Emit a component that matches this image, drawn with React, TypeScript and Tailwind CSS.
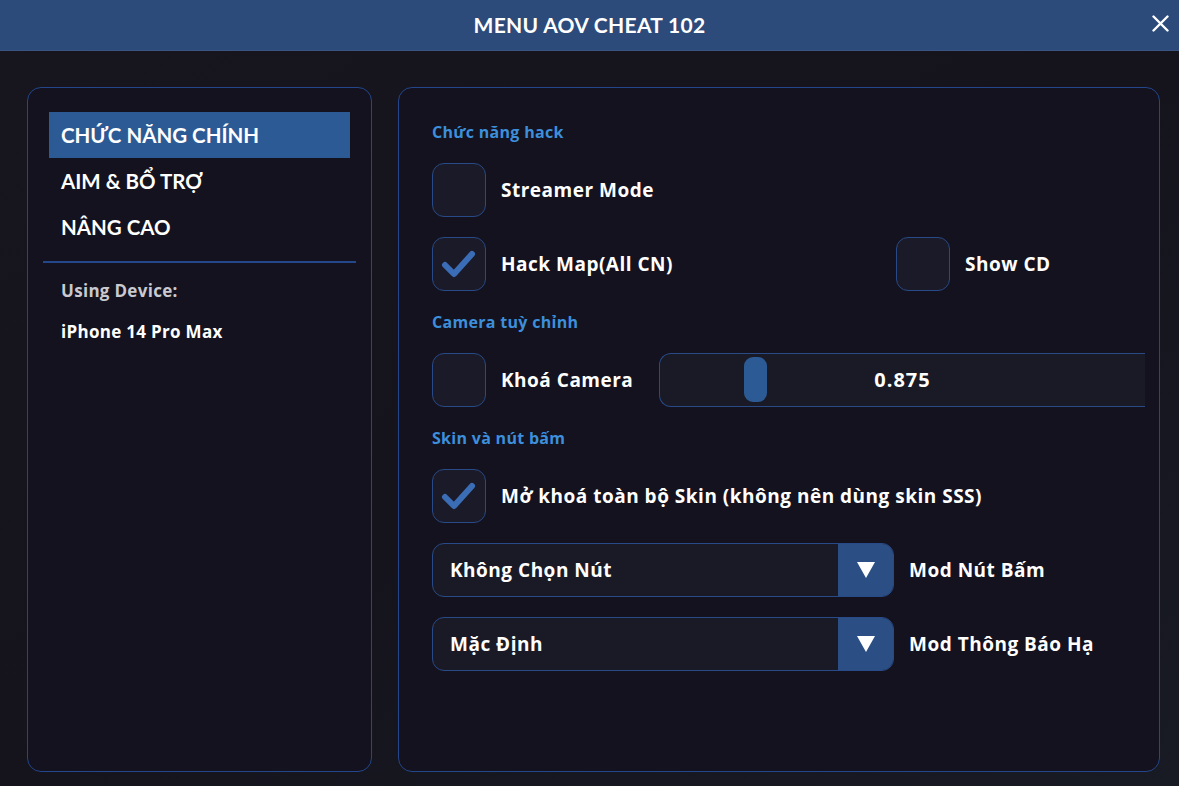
import React from "react";

const font = { fontFamily: "'Open Sans', Lato, 'Noto Sans', sans-serif" };
const caps = { fontFamily: "Lato, 'Open Sans', sans-serif" };

function Box({ checked }: { checked?: boolean }) {
  return (
    <div className="w-[54px] h-[54px] shrink-0 rounded-[12px] border-[1.5px] border-[#284a86] bg-[#1b1a28] flex items-center justify-center">
      {checked && (
        <svg width="40" height="40" viewBox="0 0 40 40">
          <path d="M6 21 L15 30 L33 10" fill="none" stroke="#3a6db5" strokeWidth="6" strokeLinecap="round" strokeLinejoin="round" />
        </svg>
      )}
    </div>
  );
}

function Check({ label, checked }: { label: string; checked?: boolean }) {
  return (
    <div className="flex items-center gap-[15px]">
      <Box checked={checked} />
      <span className="text-white text-[19px] tracking-[0.5px] font-bold">{label}</span>
    </div>
  );
}

function Title({ children }: { children: React.ReactNode }) {
  return <div className="h-[22px] leading-[22px] text-[16px] tracking-[0.3px] font-bold text-[#3d8fdc]">{children}</div>;
}

function Dropdown({ value, label }: { value: string; label: string }) {
  return (
    <div className="flex items-center gap-[15px]">
      <div className="w-[462px] h-[54px] rounded-[12px] border-[1.5px] border-[#284a86] bg-[#1a1a27] flex overflow-hidden">
        <div className="flex-1 flex items-center pl-[17px] text-white text-[19px] tracking-[0.5px] font-bold">{value}</div>
        <div className="w-[55px] bg-[#2b4f85] flex items-center justify-center">
          <svg width="20" height="18" viewBox="0 0 20 18">
            <path d="M1 1 H19 L10 17 Z" fill="white" />
          </svg>
        </div>
      </div>
      <span className="text-white text-[19px] tracking-[0.5px] font-bold">{label}</span>
    </div>
  );
}

export default function App() {
  return (
    <div style={font} className="w-[1179px] h-[786px] overflow-hidden bg-[#16161f] flex flex-col">
      <div className="h-[51px] shrink-0 bg-[#2c4a7a] border-b border-[#3a5584] relative flex items-center justify-center">
        <span style={caps} className="text-white text-[21px] font-bold tracking-[0.3px]">MENU AOV CHEAT 102</span>
        <svg className="absolute right-[10px] top-[15px]" width="17" height="17" viewBox="0 0 17 17">
          <path d="M1.5 1.5 L15.5 15.5 M15.5 1.5 L1.5 15.5" stroke="white" strokeWidth="2.4" strokeLinecap="round" />
        </svg>
      </div>
      <div className="flex-1 flex gap-[26px] pt-[36px] pb-[14px] pl-[27px] pr-[19px] bg-gradient-to-br from-[#17161f] via-[#15141d] to-[#181a24]">
        <div className="w-[345px] shrink-0 rounded-[14px] border-[1.5px] border-[#24468a] bg-[#13121e] flex flex-col pt-[24px]">
          <div style={caps} className="px-[21px] flex flex-col">
            <div className="h-[46px] bg-[#2c5a94] flex items-center pl-[12px] text-white text-[20.5px] font-bold">CHỨC NĂNG CHÍNH</div>
            <div className="h-[46px] flex items-center pl-[12px] text-white text-[20.5px] font-bold">AIM &amp; BỔ TRỢ</div>
            <div className="h-[46px] flex items-center pl-[12px] text-white text-[20.5px] font-bold">NÂNG CAO</div>
          </div>
          <div className="mx-[15px] mt-[11px] h-[1.5px] bg-[#24468a]" />
          <div className="pl-[33px] mt-[16px] h-[24px] leading-[24px] text-[17px] tracking-[0.3px] font-bold text-[#c9c9cf]">Using Device:</div>
          <div className="pl-[33px] mt-[17px] h-[24px] leading-[24px] text-[17px] tracking-[0.3px] font-bold text-white">iPhone 14 Pro Max</div>
        </div>
        <div className="flex-1 rounded-[14px] border-[1.5px] border-[#24468a] bg-[#13121e] pt-[33px] pl-[33px] pr-[14px] flex flex-col gap-[20px]">
          <Title>Chức năng hack</Title>
          <Check label="Streamer Mode" />
          <div className="flex items-center">
            <div className="w-[464px]"><Check label="Hack Map(All CN)" checked /></div>
            <Check label="Show CD" />
          </div>
          <Title>Camera tuỳ chỉnh</Title>
          <div className="flex items-center">
            <div className="w-[227px]"><Check label="Khoá Camera" /></div>
            <div className="flex-1 h-[54px] rounded-l-[12px] border-[1.5px] border-r-0 border-[#284a86] bg-[#1a1a27] relative flex items-center justify-center">
              <div className="absolute left-[84px] top-[3px] w-[23px] h-[45px] rounded-[9px] bg-[#2c5a95]" />
              <span className="text-white text-[20px] tracking-[1px] font-bold">0.875</span>
            </div>
          </div>
          <Title>Skin và nút bấm</Title>
          <Check label="Mở khoá toàn bộ Skin (không nên dùng skin SSS)" checked />
          <Dropdown value="Không Chọn Nút" label="Mod Nút Bấm" />
          <Dropdown value="Mặc Định" label="Mod Thông Báo Hạ" />
        </div>
      </div>
    </div>
  );
}
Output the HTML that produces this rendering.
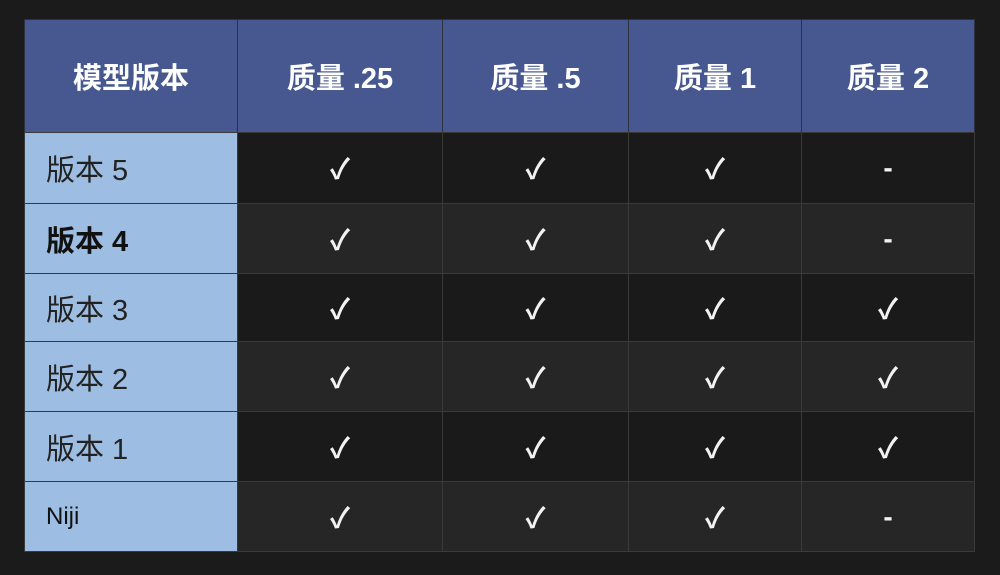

______________________________

Task goal: Look through the data above. Find each line with the string "this" and copy it.

The result:
Emit a component that matches this image, drawn with React, TypeScript and Tailwind CSS.
Output the HTML that produces this rendering.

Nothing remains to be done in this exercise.